A magistrate judge in the U.S. District Court for the Middle District of Florida recently ordered a hospital defendant in a False Claims Act (FCA) case to turn over two prime documents to the U.S. Department of Justice and the whistleblower that would seem to fall within the traditional confines of the attorney-client privilege. The whistleblower in the case, the director of physician services at Halifax Staffing, Inc., brought the case against her employer, a wholly-owned subsidiary of Halifax Hospital Medical Center (Halifax). The complaint alleges that Halifax entered into several specialty physician employment agreements that provided for compensation that was not commercially reasonable, exceeded fair market value, and/or took into account the volume or value of referrals or other business generated in violation of the federal Stark Law, and in turn, the federal FCA. The federal government has intervened in the case.

Previous Order Regarding Privileged Documents

In November 2012, U.S. Magistrate Judge Thomas Smith ordered Halifax to turn over a slew of documents that Halifax previously had withheld from production on grounds of the attorney-client privilege. The documents consisted of compliance department logs, audit records and e-mail communications involving Halifax’s internal legal counsel. With respect to a memorandum authored by Halifax’s Associate General Counsel regarding the physician compensation arrangements, however, Magistrate Judge Smith ruled against the whistleblower’s argument that the memorandum should be produced because it evidenced “an attorney aiding in the commission of a fraud.” Without addressing the elements of the crime-fraud exception to the attorney-client privilege, Magistrate Judge Smith stated that the whistleblower had failed to meet her burden in proving that the exception applied with respect to the memorandum because she had not offered evidence to rebut Halifax’s argument that she essentially stole the memorandum.

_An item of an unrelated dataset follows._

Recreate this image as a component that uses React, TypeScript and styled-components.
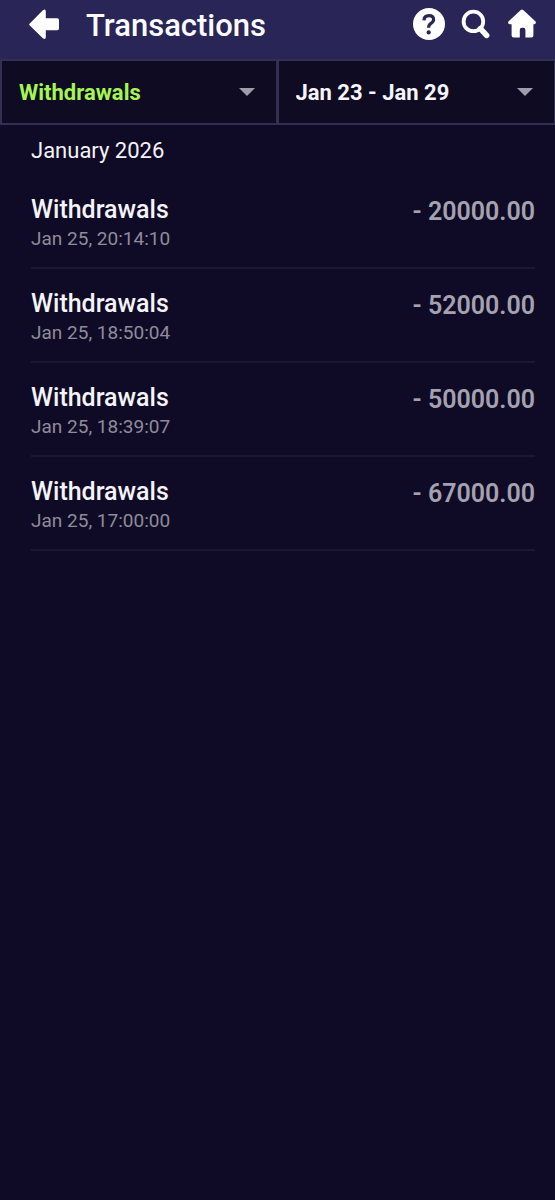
import React from "react";
import styled, { createGlobalStyle } from "styled-components";

const GlobalStyle = createGlobalStyle`
  * { box-sizing: border-box; }
  body {
    margin: 0;
    background: #0f0b26;
    color: #f4f3f8;
    font-family: Roboto, "Liberation Sans", sans-serif;
  }
`;

const Page = styled.div`
  min-height: 100vh;
  background: #0f0b26;
`;

const Header = styled.header`
  display: flex;
  align-items: center;
  height: 59px;
  padding: 0 18px 11px 28px;
  background: #2a2557;
`;

const Title = styled.h1`
  flex: 1;
  margin: 0 0 0 26px;
  padding-top: 3px;
  font-size: 31px;
  line-height: 36px;
  font-weight: 500;
  color: #fcfbff;
`;

const Actions = styled.nav`
  display: flex;
  align-items: center;
  gap: 16px;
`;

const IconButton = styled.button`
  display: flex;
  padding: 0;
  border: 0;
  background: none;
  color: #fff;
  cursor: pointer;
`;

const Filters = styled.div`
  display: grid;
  grid-template-columns: 1fr 1fr;
`;

const FilterBox = styled.label`
  display: grid;
  align-items: center;
  height: 66px;
  border: 2px solid #332f52;
  background: #0f0b22;

  & + & {
    border-left-width: 1px;
    border-right-width: 1px;
  }
`;

const FilterSelect = styled.select<{ $active?: boolean }>`
  grid-area: 1 / 1;
  width: 100%;
  height: 100%;
  padding: 2px 48px 0 17px;
  border: 0;
  appearance: none;
  background: transparent;
  color: ${(p) => (p.$active ? "#a5f553" : "#f6f5fb")};
  font: 700 22px/26px Roboto, "Liberation Sans", sans-serif;
`;

const Caret = styled.svg`
  grid-area: 1 / 1;
  justify-self: end;
  margin-right: 20px;
  pointer-events: none;
`;

const Content = styled.main`
  padding: 12px 20px 0 31px;
`;

const Month = styled.h2`
  margin: 0 0 10px;
  font-size: 22px;
  line-height: 28px;
  font-weight: 400;
`;

const List = styled.ul`
  margin: 0;
  padding: 0;
  list-style: none;
`;

const Row = styled.li`
  display: flex;
  justify-content: space-between;
  align-items: flex-start;
  padding: 20px 0 16px;
  border-bottom: 2px solid #1b182f;
`;

const Kind = styled.div`
  font-size: 25px;
  line-height: 30px;
  font-weight: 500;
`;

const Time = styled.time`
  display: block;
  padding-top: 2px;
  font-size: 19px;
  line-height: 24px;
  color: #8f8c9a;
`;

const Amount = styled.div`
  padding-top: 2px;
  font-size: 25px;
  line-height: 30px;
  font-weight: 600;
  color: #a5a2b0;
`;

const transactions = [
  { time: "Jan 25, 20:14:10", amount: "- 20000.00" },
  { time: "Jan 25, 18:50:04", amount: "- 52000.00" },
  { time: "Jan 25, 18:39:07", amount: "- 50000.00" },
  { time: "Jan 25, 17:00:00", amount: "- 67000.00" },
];

const BackIcon = () => (
  <svg width="32" height="32" viewBox="0 0 32 32" fill="currentColor">
    <path d="M1.8 15.4 L14.6 2.4 Q17.6 .2 17.8 3.4 V10.2 H29.4 Q31 10.4 31 12 V20.4 Q31 22 29.4 22.2 H17.8 V29 Q17.6 32.2 14.6 30 L1.8 17.6 Q.6 16.5 1.8 15.4Z" />
  </svg>
);

const HelpIcon = () => (
  <svg width="32" height="32" viewBox="0 0 32 32">
    <circle cx="16" cy="16" r="16" fill="currentColor" />
    <path d="M11 12.4 Q11.2 7.6 16 7.6 Q20.6 7.6 20.6 11.6 Q20.6 13.8 18 15.4 Q15.6 16.8 15.6 19.8" fill="none" stroke="#2a2557" strokeWidth="3.2" />
    <circle cx="15.7" cy="24.4" r="2.1" fill="#2a2557" />
  </svg>
);

const SearchIcon = () => (
  <svg width="30" height="32" viewBox="0 0 30 32" fill="none" stroke="currentColor">
    <circle cx="12.4" cy="13.4" r="9.8" strokeWidth="3.8" />
    <path d="M19.4 20.6 L25.6 27.4" strokeWidth="5.6" strokeLinecap="round" />
  </svg>
);

const HomeIcon = () => (
  <svg width="30" height="32" viewBox="0 0 30 32" fill="currentColor">
    <path d="M13.8 1.9 Q15 .9 16.2 1.9 L28.6 13.6 Q29.6 16 27.2 16.2 H26.4 V27.4 Q26.4 29.4 24.4 29.4 H18.4 V22 Q18.4 19.8 16.4 19.8 H14.8 Q12.8 19.8 12.8 22 V29.4 H6.6 Q4.6 29.4 4.6 27.4 V16.2 H2.8 Q.4 16 1.4 13.6Z" />
  </svg>
);

interface FilterProps {
  label: string;
  value: string;
  active?: boolean;
}

const Filter = ({ label, value, active }: FilterProps) => (
  <FilterBox>
    <FilterSelect aria-label={label} $active={active} defaultValue={value}>
      <option>{value}</option>
    </FilterSelect>
    <Caret width="18" height="10" viewBox="0 0 18 10" aria-hidden="true">
      <path d="M1 1 H17 L9 9Z" fill="#9f9cac" />
    </Caret>
  </FilterBox>
);

export default function App() {
  return (
    <Page>
      <GlobalStyle />
      <Header>
        <IconButton aria-label="Back"><BackIcon /></IconButton>
        <Title>Transactions</Title>
        <Actions>
          <IconButton aria-label="Help"><HelpIcon /></IconButton>
          <IconButton aria-label="Search"><SearchIcon /></IconButton>
          <IconButton aria-label="Home"><HomeIcon /></IconButton>
        </Actions>
      </Header>
      <Filters>
        <Filter label="Transaction type" value="Withdrawals" active />
        <Filter label="Date range" value="Jan 23 - Jan 29" />
      </Filters>
      <Content>
        <Month>January 2026</Month>
        <List>
          {transactions.map((t) => (
            <Row key={t.time}>
              <div>
                <Kind>Withdrawals</Kind>
                <Time>{t.time}</Time>
              </div>
              <Amount>{t.amount}</Amount>
            </Row>
          ))}
        </List>
      </Content>
    </Page>
  );
}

Renewed Interest in the Memorandum

On May 8, 2013, Magistrate Judge Smith revisited the privilege status of the memorandum after a hearing on the same topic, and ordered the document to be produced. Although the judge did not provide detail in the order, the ruling likely is based upon two important factors. First, the attorney author of the memorandum reportedly stated in her deposition that she sent the memorandum to the Halifax General Counsel and the whistleblower because the whistleblower had requested the legal advice and “was entitled to understand where we were at with our legal opinion of her concern.” Thus, the judge’s concerns that the whistleblower had not met her burden to prove the crime-fraud exception because she had stolen the memorandum were alleviated. Additionally, Halifax did not object to a Halifax administrator’s deposition testimony on the substance of the memorandum under the attorney-client privilege. Thus, Halifax had waived subject matter jurisdiction.

Halifax also was ordered to produce to Magistrate Judge Smith an e-mail from its general counsel and a memorandum from its outside law firm for in camera review of the asserted attorney-client privilege. We will update you regarding future rulings on these documents. Suffice it to say that this case should propel healthcare providers to scrutinize their attorney-client privilege protections. While Magistrate Judge Smith’s order leaves much to be desired in the way of an analysis of the crime-fraud exception as it applies to in-house lawyers, providers can and should take steps to ensure that they carefully guard documents containing legal advice.